**Goal:** Your job is to retype all of the data word for word, leaving every image out.
#####
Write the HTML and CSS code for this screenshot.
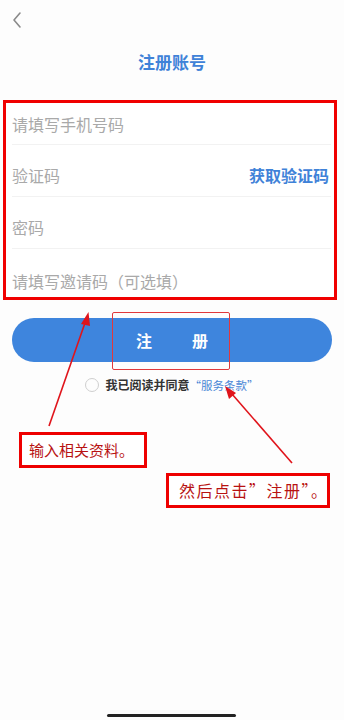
FILE: index.html
```html
<!DOCTYPE html>
<html lang="zh-CN">
<head>
    <meta charset="UTF-8">
    <meta name="viewport" content="width=device-width, initial-scale=1.0">
    <title>注册账号</title>
    <link rel="stylesheet" href="styles.css">
</head>
<body>
    <div class="page">
        <div class="nav">
            <svg class="back" width="12" height="18" viewBox="0 0 12 18">
                <path d="M9 2 L3 9 L9 16" fill="none" stroke="#8a8a8a" stroke-width="1.6" stroke-linecap="round" stroke-linejoin="round"/>
            </svg>
        </div>
        <h1 class="title">注册账号</h1>

        <!-- form, outlined in red -->
        <div class="form">
            <div class="row row-first"><span class="hint">请填写手机号码</span></div>
            <div class="row"><span class="hint">验证码</span><a class="code-link" href="#">获取验证码</a></div>
            <div class="row"><span class="hint">密码</span></div>
            <div class="row row-last"><span class="hint">请填写邀请码（可选填）</span></div>
        </div>

        <div class="submit-wrap">
            <button type="button" class="submit"><span>注</span><span>册</span></button>
            <div class="mark-btn"></div>
        </div>

        <div class="agree">
            <span class="radio"></span>
            <span class="agree-text">我已阅读并同意</span>
            <a class="terms" href="#">“服务条款”</a>
        </div>

        <!-- annotations -->
        <div class="note note-1">输入相关资料。</div>
        <div class="note note-2">然后点击”注册”。</div>
        <svg class="arrows" width="344" height="720" viewBox="0 0 344 720">
            <line x1="49" y1="426" x2="86" y2="320" stroke="#e0141b" stroke-width="1.6"/>
            <path d="M88.5 312 L81 324 L90 326 Z" fill="#e0141b"/>
            <line x1="292" y1="463" x2="232" y2="394" stroke="#e0141b" stroke-width="1.6"/>
            <path d="M225 386 L229 399 L236 393 Z" fill="#e0141b"/>
        </svg>

        <div class="home-bar"></div>
    </div>
</body>
</html>
```

FILE: styles.css
```css
body {
    margin: 0;
    padding: 0;
    background: #fff;
    font-family: "Noto Sans CJK SC", "Noto Sans", sans-serif;
    color: #333;
}
.page {
    position: relative;
    width: 344px;
    height: 720px;
    overflow: hidden;
    background: #fdfdfd;
}
.nav {
    height: 40px;
    padding: 11px 0 0 11px;
    box-sizing: border-box;
}
.back {
    display: block;
}
.title {
    margin: 7px 0 0;
    height: 30px;
    line-height: 30px;
    text-align: center;
    font-size: 17px;
    font-weight: bold;
    color: #3f82d8;
}
.form {
    margin: 23px 7px 0 3px;
    border: 3px solid #f00000;
    background: #fff;
}
.row {
    display: flex;
    align-items: center;
    justify-content: space-between;
    height: 52px;
    padding-top: 8px;
    box-sizing: border-box;
    margin: 0 3px 0 6px;
    border-bottom: 1px solid #f2f2f2;
}
.row-first {
    height: 42px;
    padding-top: 0;
}
.row-last {
    height: 48px;
    padding-top: 16px;
    border-bottom: none;
}
.hint {
    font-size: 16px;
    color: #a9a9a9;
}
.code-link {
    font-size: 16px;
    font-weight: bold;
    color: #3f82d8;
    text-decoration: none;
    margin-right: 2px;
}
.submit-wrap {
    position: relative;
    margin: 18px 12px 0;
}
.submit {
    display: flex;
    justify-content: center;
    align-items: center;
    gap: 40px;
    width: 100%;
    height: 44px;
    padding: 0;
    border: none;
    border-radius: 22px;
    background: #3e85dd;
    color: #fff;
    font-family: inherit;
    font-size: 16px;
    font-weight: bold;
}
.mark-btn {
    position: absolute;
    left: 100px;
    top: -6px;
    width: 116px;
    height: 56px;
    border: 1.5px solid #e0383c;
    border-radius: 2px;
}
.agree {
    display: flex;
    align-items: center;
    justify-content: center;
    margin-top: 14px;
    font-size: 12px;
    font-weight: bold;
}
.radio {
    width: 12px;
    height: 12px;
    border: 1px solid #cfcfcf;
    border-radius: 50%;
    margin-right: 6px;
}
.agree-text {
    color: #333;
}
.terms {
    color: #4a87d6;
    text-decoration: none;
    font-weight: normal;
    font-size: 11.5px;
}
.note {
    position: absolute;
    border: 3px solid #ee0000;
    background: #fff;
    color: #b81212;
    font-size: 15px;
    line-height: 30px;
    box-sizing: border-box;
    white-space: nowrap;
}
.note-1 {
    left: 19px;
    top: 432px;
    width: 128px;
    height: 36px;
    padding-left: 7px;
}
.note-2 {
    left: 166px;
    top: 473px;
    width: 164px;
    height: 35px;
    padding-left: 10px;
    font-size: 16px;
    letter-spacing: 1.5px;
    line-height: 29px;
}
.arrows {
    position: absolute;
    left: 0;
    top: 0;
    pointer-events: none;
}
.home-bar {
    position: absolute;
    left: 107px;
    bottom: 3px;
    width: 129px;
    height: 3px;
    border-radius: 2px;
    background: #222;
}
```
#####
**Exercise response:**
Write the HTML and CSS code for this screenshot.
FILE: index.html
```html
<!DOCTYPE html>
<html lang="zh-CN">
<head>
    <meta charset="UTF-8">
    <meta name="viewport" content="width=device-width, initial-scale=1.0">
    <title>注册账号</title>
    <link rel="stylesheet" href="styles.css">
</head>
<body>
    <div class="page">
        <div class="nav">
            <svg class="back" width="12" height="18" viewBox="0 0 12 18">
                <path d="M9 2 L3 9 L9 16" fill="none" stroke="#8a8a8a" stroke-width="1.6" stroke-linecap="round" stroke-linejoin="round"/>
            </svg>
        </div>
        <h1 class="title">注册账号</h1>

        <!-- form, outlined in red -->
        <div class="form">
            <div class="row row-first"><span class="hint">请填写手机号码</span></div>
            <div class="row"><span class="hint">验证码</span><a class="code-link" href="#">获取验证码</a></div>
            <div class="row"><span class="hint">密码</span></div>
            <div class="row row-last"><span class="hint">请填写邀请码（可选填）</span></div>
        </div>

        <div class="submit-wrap">
            <button type="button" class="submit"><span>注</span><span>册</span></button>
            <div class="mark-btn"></div>
        </div>

        <div class="agree">
            <span class="radio"></span>
            <span class="agree-text">我已阅读并同意</span>
            <a class="terms" href="#">“服务条款”</a>
        </div>

        <!-- annotations -->
        <div class="note note-1">输入相关资料。</div>
        <div class="note note-2">然后点击”注册”。</div>
        <svg class="arrows" width="344" height="720" viewBox="0 0 344 720">
            <line x1="49" y1="426" x2="86" y2="320" stroke="#e0141b" stroke-width="1.6"/>
            <path d="M88.5 312 L81 324 L90 326 Z" fill="#e0141b"/>
            <line x1="292" y1="463" x2="232" y2="394" stroke="#e0141b" stroke-width="1.6"/>
            <path d="M225 386 L229 399 L236 393 Z" fill="#e0141b"/>
        </svg>

        <div class="home-bar"></div>
    </div>
</body>
</html>
```

FILE: styles.css
```css
body {
    margin: 0;
    padding: 0;
    background: #fff;
    font-family: "Noto Sans CJK SC", "Noto Sans", sans-serif;
    color: #333;
}
.page {
    position: relative;
    width: 344px;
    height: 720px;
    overflow: hidden;
    background: #fdfdfd;
}
.nav {
    height: 40px;
    padding: 11px 0 0 11px;
    box-sizing: border-box;
}
.back {
    display: block;
}
.title {
    margin: 7px 0 0;
    height: 30px;
    line-height: 30px;
    text-align: center;
    font-size: 17px;
    font-weight: bold;
    color: #3f82d8;
}
.form {
    margin: 23px 7px 0 3px;
    border: 3px solid #f00000;
    background: #fff;
}
.row {
    display: flex;
    align-items: center;
    justify-content: space-between;
    height: 52px;
    padding-top: 8px;
    box-sizing: border-box;
    margin: 0 3px 0 6px;
    border-bottom: 1px solid #f2f2f2;
}
.row-first {
    height: 42px;
    padding-top: 0;
}
.row-last {
    height: 48px;
    padding-top: 16px;
    border-bottom: none;
}
.hint {
    font-size: 16px;
    color: #a9a9a9;
}
.code-link {
    font-size: 16px;
    font-weight: bold;
    color: #3f82d8;
    text-decoration: none;
    margin-right: 2px;
}
.submit-wrap {
    position: relative;
    margin: 18px 12px 0;
}
.submit {
    display: flex;
    justify-content: center;
    align-items: center;
    gap: 40px;
    width: 100%;
    height: 44px;
    padding: 0;
    border: none;
    border-radius: 22px;
    background: #3e85dd;
    color: #fff;
    font-family: inherit;
    font-size: 16px;
    font-weight: bold;
}
.mark-btn {
    position: absolute;
    left: 100px;
    top: -6px;
    width: 116px;
    height: 56px;
    border: 1.5px solid #e0383c;
    border-radius: 2px;
}
.agree {
    display: flex;
    align-items: center;
    justify-content: center;
    margin-top: 14px;
    font-size: 12px;
    font-weight: bold;
}
.radio {
    width: 12px;
    height: 12px;
    border: 1px solid #cfcfcf;
    border-radius: 50%;
    margin-right: 6px;
}
.agree-text {
    color: #333;
}
.terms {
    color: #4a87d6;
    text-decoration: none;
    font-weight: normal;
    font-size: 11.5px;
}
.note {
    position: absolute;
    border: 3px solid #ee0000;
    background: #fff;
    color: #b81212;
    font-size: 15px;
    line-height: 30px;
    box-sizing: border-box;
    white-space: nowrap;
}
.note-1 {
    left: 19px;
    top: 432px;
    width: 128px;
    height: 36px;
    padding-left: 7px;
}
.note-2 {
    left: 166px;
    top: 473px;
    width: 164px;
    height: 35px;
    padding-left: 10px;
    font-size: 16px;
    letter-spacing: 1.5px;
    line-height: 29px;
}
.arrows {
    position: absolute;
    left: 0;
    top: 0;
    pointer-events: none;
}
.home-bar {
    position: absolute;
    left: 107px;
    bottom: 3px;
    width: 129px;
    height: 3px;
    border-radius: 2px;
    background: #222;
}
```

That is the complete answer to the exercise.